A Real Opinion on College From Someone Who Didn’t Need It
I was a finance major. I was a B student and enjoyed the investing courses but wasn’t nearly as intelligent or hardworking as my peers. This could have been because I had a family business that I planned to move into after college no matter what. Most people in my situation would have spent as along as they could in school and given as little effort as possible. I went to every class and studied as hard as I felt I should to get by. I was just like any other student preparing for their future. The fact that I had a job lined up didn’t change my work ethic (although as I write this post it probably could have). So what did I take out of it?

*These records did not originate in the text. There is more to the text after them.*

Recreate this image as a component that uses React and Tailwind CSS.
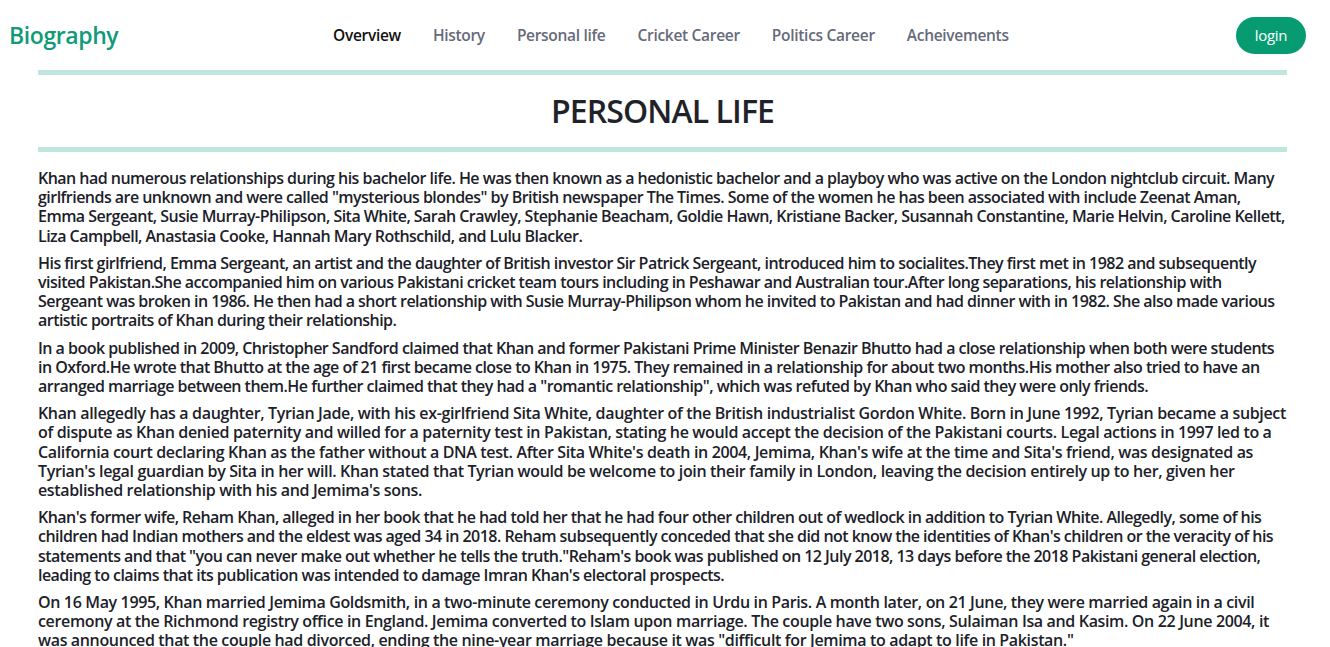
import React from "react";

const links = ["Overview", "History", "Personal life", "Cricket Career", "Politics Career", "Acheivements"];

const paragraphs = [
  'Khan had numerous relationships during his bachelor life. He was then known as a hedonistic bachelor and a playboy who was active on the London nightclub circuit. Many girlfriends are unknown and were called "mysterious blondes" by British newspaper The Times. Some of the women he has been associated with include Zeenat Aman, Emma Sergeant, Susie Murray-Philipson, Sita White, Sarah Crawley, Stephanie Beacham, Goldie Hawn, Kristiane Backer, Susannah Constantine, Marie Helvin, Caroline Kellett, Liza Campbell, Anastasia Cooke, Hannah Mary Rothschild, and Lulu Blacker.',
  "His first girlfriend, Emma Sergeant, an artist and the daughter of British investor Sir Patrick Sergeant, introduced him to socialites.They first met in 1982 and subsequently visited Pakistan.She accompanied him on various Pakistani cricket team tours including in Peshawar and Australian tour.After long separations, his relationship with Sergeant was broken in 1986. He then had a short relationship with Susie Murray-Philipson whom he invited to Pakistan and had dinner with in 1982. She also made various artistic portraits of Khan during their relationship.",
  'In a book published in 2009, Christopher Sandford claimed that Khan and former Pakistani Prime Minister Benazir Bhutto had a close relationship when both were students in Oxford.He wrote that Bhutto at the age of 21 first became close to Khan in 1975. They remained in a relationship for about two months.His mother also tried to have an arranged marriage between them.He further claimed that they had a "romantic relationship", which was refuted by Khan who said they were only friends.',
  "Khan allegedly has a daughter, Tyrian Jade, with his ex-girlfriend Sita White, daughter of the British industrialist Gordon White. Born in June 1992, Tyrian became a subject of dispute as Khan denied paternity and willed for a paternity test in Pakistan, stating he would accept the decision of the Pakistani courts. Legal actions in 1997 led to a California court declaring Khan as the father without a DNA test. After Sita White's death in 2004, Jemima, Khan's wife at the time and Sita's friend, was designated as Tyrian's legal guardian by Sita in her will. Khan stated that Tyrian would be welcome to join their family in London, leaving the decision entirely up to her, given her established relationship with his and Jemima's sons.",
  'Khan\'s former wife, Reham Khan, alleged in her book that he had told her that he had four other children out of wedlock in addition to Tyrian White. Allegedly, some of his children had Indian mothers and the eldest was aged 34 in 2018. Reham subsequently conceded that she did not know the identities of Khan\'s children or the veracity of his statements and that "you can never make out whether he tells the truth."Reham\'s book was published on 12 July 2018, 13 days before the 2018 Pakistani general election, leading to claims that its publication was intended to damage Imran Khan\'s electoral prospects.',
  'On 16 May 1995, Khan married Jemima Goldsmith, in a two-minute ceremony conducted in Urdu in Paris. A month later, on 21 June, they were married again in a civil ceremony at the Richmond registry office in England. Jemima converted to Islam upon marriage. The couple have two sons, Sulaiman Isa and Kasim. On 22 June 2004, it was announced that the couple had divorced, ending the nine-year marriage because it was "difficult for Jemima to adapt to life in Pakistan."',
];

// per-paragraph letter spacing so the line breaks follow the original page
const spacing = [
  "tracking-[-0.53px]",
  "tracking-[-0.53px]",
  "tracking-[-0.53px]",
  "tracking-[-0.35px]",
  "tracking-[-0.53px]",
  "tracking-[-0.35px]",
];

export default function App() {
  return (
    <div className="min-h-screen bg-white font-['Open_Sans',sans-serif]">
      <nav className="flex items-center h-[70px] pl-[9px] pr-[24px]">
        <a className="text-[23px] font-semibold text-[#0f9a7a] tracking-[-0.4px] w-[110px]">Biography</a>
        <ul className="flex items-center gap-[32px] ml-[214px] mt-[2px]">
          {links.map((l, i) => (
            <li
              key={l}
              className={`text-[15.5px] font-semibold tracking-[-0.3px] ${i === 0 ? "text-[#111]" : "text-[#666a7a]"}`}
            >
              {l}
            </li>
          ))}
        </ul>
        <button className="ml-auto mt-[1px] w-[70px] h-[37px] rounded-full bg-[#079b72] text-white text-[15px] tracking-[-0.3px]">
          login
        </button>
      </nav>

      <main className="mx-[38px] mr-[43px]">
        <div className="h-[5px] bg-[#bfe6de]" />
        <h1 className="text-[32px] font-semibold text-[#1f2329] text-center leading-none py-[20px] tracking-[-0.9px]">
          PERSONAL LIFE
        </h1>
        <div className="h-[5px] bg-[#bfe6de]" />
        <div className="pt-[17px]">
          {paragraphs.map((p, i) => (
            <p key={i} className={`text-[16px] leading-[19.2px] font-semibold text-[#1c2129] mb-[8px] ${spacing[i]}`}>
              {p}
            </p>
          ))}
        </div>
      </main>
    </div>
  );
}
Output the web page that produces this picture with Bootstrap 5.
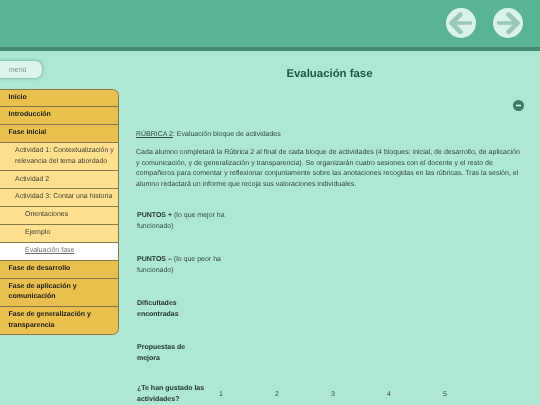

Those 4 years were well spent. It was an in-state school and tuition was probably 15k a year which is about as much as school should cost. As I wrote before, I learned to think and how to work. Sitting in a library for hours straight finishing assignments is a testament to one’s work ethic. I carried that with me to what I’m doing now. It was a stepping stone to entering the real world.
Once I entered the real world, I really grew as a person. I took one week off after school and entered the workforce the Spring of ’05. I was green as can be as college didn’t teach me how to answer a phone and sell a product to the person on the other end. College never explained to me what credit card processor has the lowest rates. Or how to negotiate a deal for 20 Soldering irons. I learned that through 10 years of WORK experience which college could never teach.
I certainly don’t downplay the necessity for college but if a person has a work ethic and a desire to be what they want to be, college is really just a degree.